Maybe not. The FAA clearly wants the rule. They can republish it as a proposed rule fairly quickly) it and the supplementary material is already written) and give it an acceptably small comment period (say, 30-60 days). Assuming there are not a bunch of solid negative comments that convince the FAA it's a bad idea, the most time-consuming part will be writing up the responses to the negative comments.
 
Been teaching Instrument students for almost 10 years. 3000+ dual given in an airplane, and probably another 500 dual given in a Simulator. The letters above are bogus.
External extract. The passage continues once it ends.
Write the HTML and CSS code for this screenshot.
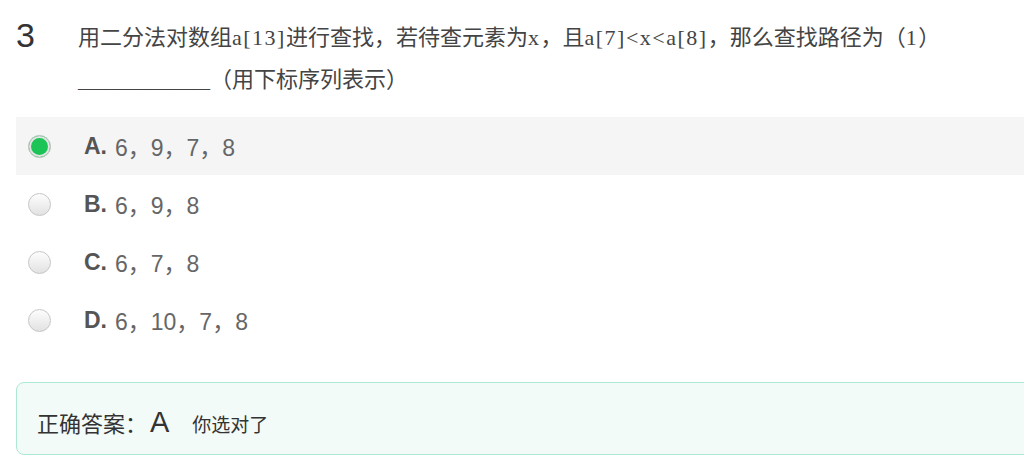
FILE: index.html
```html
<!DOCTYPE html>
<html>
<head>
    <meta charset="utf-8">
    <link rel="stylesheet" href="styles.css">
</head>
<body>
    <div class="page">
        <div class="question">
            <div class="q-num">3</div>
            <div class="q-text">用二分法对数组<span class="en">a[13]</span>进行查找，若待查元素为<span class="en">x</span>，且<span class="en">a[7]&lt;x&lt;a[8]</span>，那么查找路径为（<span class="en">1</span>）<span class="blank">____________</span>（用下标序列表示）</div>
        </div>
        <ul class="options">
            <li class="option selected"><span class="radio"></span><b>A.</b><span class="val">6，9，7，8</span></li>
            <li class="option"><span class="radio"></span><b>B.</b><span class="val">6，9，8</span></li>
            <li class="option"><span class="radio"></span><b>C.</b><span class="val">6，7，8</span></li>
            <li class="option"><span class="radio"></span><b>D.</b><span class="val">6，10，7，8</span></li>
        </ul>
        <div class="answer">
            <span class="answer-label">正确答案：</span><span class="answer-key">A</span><span class="answer-note">你选对了</span>
        </div>
    </div>
</body>
</html>
```

FILE: styles.css
```css
body {
    margin: 0;
    padding: 0;
    background: #fff;
    overflow: hidden;
    font-family: "Liberation Sans", Arial, "Noto Sans CJK SC", sans-serif;
}
.page {
    width: 1080px;
    padding: 14px 0 0 16px;
}
.question {
    display: flex;
}
.q-num {
    width: 62px;
    flex: none;
    font-size: 34px;
    line-height: 42px;
    color: #333;
}
.q-text {
    width: 880px;
    font-family: "Noto Sans CJK SC", sans-serif;
    font-size: 22px;
    line-height: 42px;
    color: #444;
}
.q-text .en,
.q-text .blank {
    font-family: "Liberation Serif", serif;
    line-height: 1;
}
.q-text .en {
    letter-spacing: 1.5px;
}
.options {
    list-style: none;
    margin: 19px 0 0 0;
    padding: 0;
}
.option {
    display: flex;
    align-items: center;
    height: 58px;
    padding-left: 12px;
    color: #666;
}
.option.selected {
    background: #f5f5f5;
}
.option b {
    font-size: 23px;
    color: #555;
    margin-left: 33px;
    margin-right: 8px;
}
.val {
    font-family: "Liberation Sans", "Noto Sans CJK SC", sans-serif;
    font-size: 23px;
}
.radio {
    width: 21px;
    height: 21px;
    border: 1px solid #c6c6c6;
    border-radius: 50%;
    background: linear-gradient(#fdfdfd, #e2e2e2);
    flex: none;
}
.selected .radio {
    background: #1cc457;
    box-shadow: inset 0 0 0 2px #e4e4e4;
}
.answer {
    margin-top: 33px;
    height: 63px;
    padding: 8px 0 0 20px;
    line-height: 63px;
    border: 1px solid #ace8d3;
    border-radius: 8px;
    background: #f3fbf8;
    color: #333;
}
.answer-label {
    font-size: 22px;
}
.answer-key {
    font-size: 29px;
    margin-left: 3px;
}
.answer-note {
    font-size: 19px;
    margin-left: 23px;
}
```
How can you simulate a failing gyro in an airplane, Icing or thunderstorms, Shoot approaches all over the world, let students do something that will actually kill them that in an airplane you will never see, or let a student run an airplane into the ground because they forgot their minimums.

The airplane is a poor trainer for real IFR experience. (Up north here we cant get IMC time due to ice) so its always VFR, under the hood where your brain can still receive sensory information without realizing it.

to say a simulator does not feel real? I actually had students in the airplane reach up to find the pause button after being in the Sim for a while and had a student cover his face and go in the brace position in the Sim when he forgot to turn at the FAF resulting hitting a mountain.

Also you can shoot 10 approaches in an hour in the Sim, vs 2 or three in the airplane if chasing the needles is the problem.


I could go on and on. But sounds like the two people who wrote these letters never had real quality sim time and is taking it out on the rest of us!
 
Until you take the guy and put him in real IMC for the first time. I've yet to see a sim simulate that.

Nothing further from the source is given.